EXERCISE
Images are not part of the copy; transcribe all the data exactly.
— Start —
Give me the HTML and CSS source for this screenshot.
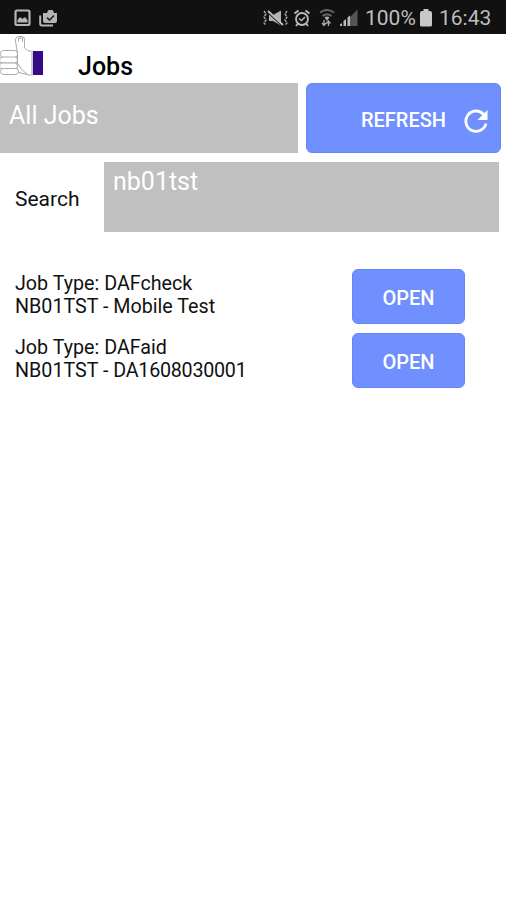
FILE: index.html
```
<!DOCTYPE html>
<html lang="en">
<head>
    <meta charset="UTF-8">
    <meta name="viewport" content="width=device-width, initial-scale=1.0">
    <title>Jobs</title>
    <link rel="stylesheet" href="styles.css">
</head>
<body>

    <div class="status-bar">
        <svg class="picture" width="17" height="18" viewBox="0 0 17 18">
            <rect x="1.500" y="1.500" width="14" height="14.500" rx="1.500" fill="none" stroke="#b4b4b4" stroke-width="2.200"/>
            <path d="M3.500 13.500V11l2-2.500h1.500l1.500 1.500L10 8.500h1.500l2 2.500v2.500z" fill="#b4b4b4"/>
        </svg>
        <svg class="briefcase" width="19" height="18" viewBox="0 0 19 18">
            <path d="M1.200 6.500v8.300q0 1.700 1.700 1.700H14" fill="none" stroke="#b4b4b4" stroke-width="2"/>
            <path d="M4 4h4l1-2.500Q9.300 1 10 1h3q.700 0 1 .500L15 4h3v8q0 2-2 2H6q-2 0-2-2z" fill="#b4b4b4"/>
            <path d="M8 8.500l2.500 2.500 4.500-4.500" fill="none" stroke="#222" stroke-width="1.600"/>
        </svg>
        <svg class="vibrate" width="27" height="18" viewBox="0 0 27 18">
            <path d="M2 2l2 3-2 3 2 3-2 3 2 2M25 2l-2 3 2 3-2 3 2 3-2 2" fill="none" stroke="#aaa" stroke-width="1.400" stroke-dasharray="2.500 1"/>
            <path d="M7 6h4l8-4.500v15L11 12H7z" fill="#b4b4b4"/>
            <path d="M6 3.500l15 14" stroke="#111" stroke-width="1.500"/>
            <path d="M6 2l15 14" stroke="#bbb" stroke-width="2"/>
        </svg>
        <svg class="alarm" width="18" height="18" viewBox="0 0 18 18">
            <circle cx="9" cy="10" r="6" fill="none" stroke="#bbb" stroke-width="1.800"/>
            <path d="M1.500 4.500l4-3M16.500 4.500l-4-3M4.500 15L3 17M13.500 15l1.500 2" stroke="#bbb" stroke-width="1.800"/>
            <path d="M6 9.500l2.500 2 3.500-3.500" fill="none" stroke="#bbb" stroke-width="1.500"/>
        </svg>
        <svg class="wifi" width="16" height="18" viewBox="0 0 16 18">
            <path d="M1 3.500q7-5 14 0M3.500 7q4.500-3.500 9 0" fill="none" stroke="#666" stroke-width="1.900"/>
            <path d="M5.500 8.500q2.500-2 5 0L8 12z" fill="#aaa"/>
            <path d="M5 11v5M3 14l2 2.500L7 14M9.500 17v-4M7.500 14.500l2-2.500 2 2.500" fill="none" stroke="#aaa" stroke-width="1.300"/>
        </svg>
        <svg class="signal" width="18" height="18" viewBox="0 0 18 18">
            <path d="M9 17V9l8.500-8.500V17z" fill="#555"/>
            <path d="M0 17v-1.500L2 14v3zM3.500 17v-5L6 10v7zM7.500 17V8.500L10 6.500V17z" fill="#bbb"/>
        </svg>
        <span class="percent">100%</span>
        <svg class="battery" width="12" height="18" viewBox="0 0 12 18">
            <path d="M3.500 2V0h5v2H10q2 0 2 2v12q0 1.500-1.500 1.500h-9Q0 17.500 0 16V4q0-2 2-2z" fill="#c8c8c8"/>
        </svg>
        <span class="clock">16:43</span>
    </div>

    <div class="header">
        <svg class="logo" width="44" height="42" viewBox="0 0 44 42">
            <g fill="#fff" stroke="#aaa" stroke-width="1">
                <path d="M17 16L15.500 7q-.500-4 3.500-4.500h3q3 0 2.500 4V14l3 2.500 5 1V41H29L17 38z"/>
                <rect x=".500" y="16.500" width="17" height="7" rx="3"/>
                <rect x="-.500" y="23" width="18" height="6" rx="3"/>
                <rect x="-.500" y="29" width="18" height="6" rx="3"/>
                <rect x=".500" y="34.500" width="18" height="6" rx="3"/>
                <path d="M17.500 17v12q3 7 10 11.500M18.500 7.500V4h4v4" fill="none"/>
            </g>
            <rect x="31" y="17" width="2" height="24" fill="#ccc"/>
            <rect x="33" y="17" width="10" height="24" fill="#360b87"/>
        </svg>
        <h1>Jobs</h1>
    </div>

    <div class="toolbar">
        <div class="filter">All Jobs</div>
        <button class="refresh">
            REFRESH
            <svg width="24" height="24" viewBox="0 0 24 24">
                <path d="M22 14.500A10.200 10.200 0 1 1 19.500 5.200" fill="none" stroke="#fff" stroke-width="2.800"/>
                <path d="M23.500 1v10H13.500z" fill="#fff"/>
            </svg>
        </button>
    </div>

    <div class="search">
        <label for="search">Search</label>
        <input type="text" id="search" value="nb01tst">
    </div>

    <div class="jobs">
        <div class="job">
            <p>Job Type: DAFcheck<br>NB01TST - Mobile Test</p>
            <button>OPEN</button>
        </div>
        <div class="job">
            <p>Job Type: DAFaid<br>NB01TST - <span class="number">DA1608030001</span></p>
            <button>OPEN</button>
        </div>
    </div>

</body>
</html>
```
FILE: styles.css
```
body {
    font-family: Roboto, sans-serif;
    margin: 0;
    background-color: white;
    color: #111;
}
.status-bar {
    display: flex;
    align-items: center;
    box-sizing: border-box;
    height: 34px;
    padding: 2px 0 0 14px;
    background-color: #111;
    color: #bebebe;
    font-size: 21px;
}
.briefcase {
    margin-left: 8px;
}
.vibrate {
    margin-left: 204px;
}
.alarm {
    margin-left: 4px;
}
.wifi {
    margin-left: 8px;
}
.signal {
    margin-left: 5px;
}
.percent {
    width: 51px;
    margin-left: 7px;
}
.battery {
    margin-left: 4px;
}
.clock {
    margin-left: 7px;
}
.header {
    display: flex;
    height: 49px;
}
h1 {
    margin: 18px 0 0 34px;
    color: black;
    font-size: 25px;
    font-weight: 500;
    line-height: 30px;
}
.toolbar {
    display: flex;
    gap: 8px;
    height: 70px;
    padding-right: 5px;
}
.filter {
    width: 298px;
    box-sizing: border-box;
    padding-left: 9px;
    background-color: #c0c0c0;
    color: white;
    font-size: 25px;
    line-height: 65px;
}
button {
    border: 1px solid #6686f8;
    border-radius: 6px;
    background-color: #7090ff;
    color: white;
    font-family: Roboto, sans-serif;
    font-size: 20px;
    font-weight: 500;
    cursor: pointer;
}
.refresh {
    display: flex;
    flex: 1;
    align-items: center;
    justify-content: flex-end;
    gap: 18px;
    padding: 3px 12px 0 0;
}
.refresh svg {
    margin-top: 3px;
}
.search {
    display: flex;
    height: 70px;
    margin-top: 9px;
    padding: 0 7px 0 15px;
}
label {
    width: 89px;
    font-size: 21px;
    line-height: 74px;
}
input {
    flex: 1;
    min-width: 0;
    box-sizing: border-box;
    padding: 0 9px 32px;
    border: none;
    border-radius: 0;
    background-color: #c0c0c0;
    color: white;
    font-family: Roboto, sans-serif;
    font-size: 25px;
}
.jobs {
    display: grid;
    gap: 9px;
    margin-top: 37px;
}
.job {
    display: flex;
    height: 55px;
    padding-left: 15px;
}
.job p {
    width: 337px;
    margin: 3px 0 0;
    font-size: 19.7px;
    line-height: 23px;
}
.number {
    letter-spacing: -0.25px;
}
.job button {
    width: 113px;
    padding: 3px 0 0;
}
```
— End —
RESULT FOR THIS EXERCISE
Give me the HTML and CSS source for this screenshot.
FILE: index.html
```
<!DOCTYPE html>
<html lang="en">
<head>
    <meta charset="UTF-8">
    <meta name="viewport" content="width=device-width, initial-scale=1.0">
    <title>Jobs</title>
    <link rel="stylesheet" href="styles.css">
</head>
<body>

    <div class="status-bar">
        <svg class="picture" width="17" height="18" viewBox="0 0 17 18">
            <rect x="1.500" y="1.500" width="14" height="14.500" rx="1.500" fill="none" stroke="#b4b4b4" stroke-width="2.200"/>
            <path d="M3.500 13.500V11l2-2.500h1.500l1.500 1.500L10 8.500h1.500l2 2.500v2.500z" fill="#b4b4b4"/>
        </svg>
        <svg class="briefcase" width="19" height="18" viewBox="0 0 19 18">
            <path d="M1.200 6.500v8.300q0 1.700 1.700 1.700H14" fill="none" stroke="#b4b4b4" stroke-width="2"/>
            <path d="M4 4h4l1-2.500Q9.300 1 10 1h3q.700 0 1 .500L15 4h3v8q0 2-2 2H6q-2 0-2-2z" fill="#b4b4b4"/>
            <path d="M8 8.500l2.500 2.500 4.500-4.500" fill="none" stroke="#222" stroke-width="1.600"/>
        </svg>
        <svg class="vibrate" width="27" height="18" viewBox="0 0 27 18">
            <path d="M2 2l2 3-2 3 2 3-2 3 2 2M25 2l-2 3 2 3-2 3 2 3-2 2" fill="none" stroke="#aaa" stroke-width="1.400" stroke-dasharray="2.500 1"/>
            <path d="M7 6h4l8-4.500v15L11 12H7z" fill="#b4b4b4"/>
            <path d="M6 3.500l15 14" stroke="#111" stroke-width="1.500"/>
            <path d="M6 2l15 14" stroke="#bbb" stroke-width="2"/>
        </svg>
        <svg class="alarm" width="18" height="18" viewBox="0 0 18 18">
            <circle cx="9" cy="10" r="6" fill="none" stroke="#bbb" stroke-width="1.800"/>
            <path d="M1.500 4.500l4-3M16.500 4.500l-4-3M4.500 15L3 17M13.500 15l1.500 2" stroke="#bbb" stroke-width="1.800"/>
            <path d="M6 9.500l2.500 2 3.500-3.500" fill="none" stroke="#bbb" stroke-width="1.500"/>
        </svg>
        <svg class="wifi" width="16" height="18" viewBox="0 0 16 18">
            <path d="M1 3.500q7-5 14 0M3.500 7q4.500-3.500 9 0" fill="none" stroke="#666" stroke-width="1.900"/>
            <path d="M5.500 8.500q2.500-2 5 0L8 12z" fill="#aaa"/>
            <path d="M5 11v5M3 14l2 2.500L7 14M9.500 17v-4M7.500 14.500l2-2.500 2 2.500" fill="none" stroke="#aaa" stroke-width="1.300"/>
        </svg>
        <svg class="signal" width="18" height="18" viewBox="0 0 18 18">
            <path d="M9 17V9l8.500-8.500V17z" fill="#555"/>
            <path d="M0 17v-1.500L2 14v3zM3.500 17v-5L6 10v7zM7.500 17V8.500L10 6.500V17z" fill="#bbb"/>
        </svg>
        <span class="percent">100%</span>
        <svg class="battery" width="12" height="18" viewBox="0 0 12 18">
            <path d="M3.500 2V0h5v2H10q2 0 2 2v12q0 1.500-1.500 1.500h-9Q0 17.500 0 16V4q0-2 2-2z" fill="#c8c8c8"/>
        </svg>
        <span class="clock">16:43</span>
    </div>

    <div class="header">
        <svg class="logo" width="44" height="42" viewBox="0 0 44 42">
            <g fill="#fff" stroke="#aaa" stroke-width="1">
                <path d="M17 16L15.500 7q-.500-4 3.500-4.500h3q3 0 2.500 4V14l3 2.500 5 1V41H29L17 38z"/>
                <rect x=".500" y="16.500" width="17" height="7" rx="3"/>
                <rect x="-.500" y="23" width="18" height="6" rx="3"/>
                <rect x="-.500" y="29" width="18" height="6" rx="3"/>
                <rect x=".500" y="34.500" width="18" height="6" rx="3"/>
                <path d="M17.500 17v12q3 7 10 11.500M18.500 7.500V4h4v4" fill="none"/>
            </g>
            <rect x="31" y="17" width="2" height="24" fill="#ccc"/>
            <rect x="33" y="17" width="10" height="24" fill="#360b87"/>
        </svg>
        <h1>Jobs</h1>
    </div>

    <div class="toolbar">
        <div class="filter">All Jobs</div>
        <button class="refresh">
            REFRESH
            <svg width="24" height="24" viewBox="0 0 24 24">
                <path d="M22 14.500A10.200 10.200 0 1 1 19.500 5.200" fill="none" stroke="#fff" stroke-width="2.800"/>
                <path d="M23.500 1v10H13.500z" fill="#fff"/>
            </svg>
        </button>
    </div>

    <div class="search">
        <label for="search">Search</label>
        <input type="text" id="search" value="nb01tst">
    </div>

    <div class="jobs">
        <div class="job">
            <p>Job Type: DAFcheck<br>NB01TST - Mobile Test</p>
            <button>OPEN</button>
        </div>
        <div class="job">
            <p>Job Type: DAFaid<br>NB01TST - <span class="number">DA1608030001</span></p>
            <button>OPEN</button>
        </div>
    </div>

</body>
</html>
```
FILE: styles.css
```
body {
    font-family: Roboto, sans-serif;
    margin: 0;
    background-color: white;
    color: #111;
}
.status-bar {
    display: flex;
    align-items: center;
    box-sizing: border-box;
    height: 34px;
    padding: 2px 0 0 14px;
    background-color: #111;
    color: #bebebe;
    font-size: 21px;
}
.briefcase {
    margin-left: 8px;
}
.vibrate {
    margin-left: 204px;
}
.alarm {
    margin-left: 4px;
}
.wifi {
    margin-left: 8px;
}
.signal {
    margin-left: 5px;
}
.percent {
    width: 51px;
    margin-left: 7px;
}
.battery {
    margin-left: 4px;
}
.clock {
    margin-left: 7px;
}
.header {
    display: flex;
    height: 49px;
}
h1 {
    margin: 18px 0 0 34px;
    color: black;
    font-size: 25px;
    font-weight: 500;
    line-height: 30px;
}
.toolbar {
    display: flex;
    gap: 8px;
    height: 70px;
    padding-right: 5px;
}
.filter {
    width: 298px;
    box-sizing: border-box;
    padding-left: 9px;
    background-color: #c0c0c0;
    color: white;
    font-size: 25px;
    line-height: 65px;
}
button {
    border: 1px solid #6686f8;
    border-radius: 6px;
    background-color: #7090ff;
    color: white;
    font-family: Roboto, sans-serif;
    font-size: 20px;
    font-weight: 500;
    cursor: pointer;
}
.refresh {
    display: flex;
    flex: 1;
    align-items: center;
    justify-content: flex-end;
    gap: 18px;
    padding: 3px 12px 0 0;
}
.refresh svg {
    margin-top: 3px;
}
.search {
    display: flex;
    height: 70px;
    margin-top: 9px;
    padding: 0 7px 0 15px;
}
label {
    width: 89px;
    font-size: 21px;
    line-height: 74px;
}
input {
    flex: 1;
    min-width: 0;
    box-sizing: border-box;
    padding: 0 9px 32px;
    border: none;
    border-radius: 0;
    background-color: #c0c0c0;
    color: white;
    font-family: Roboto, sans-serif;
    font-size: 25px;
}
.jobs {
    display: grid;
    gap: 9px;
    margin-top: 37px;
}
.job {
    display: flex;
    height: 55px;
    padding-left: 15px;
}
.job p {
    width: 337px;
    margin: 3px 0 0;
    font-size: 19.7px;
    line-height: 23px;
}
.number {
    letter-spacing: -0.25px;
}
.job button {
    width: 113px;
    padding: 3px 0 0;
}
```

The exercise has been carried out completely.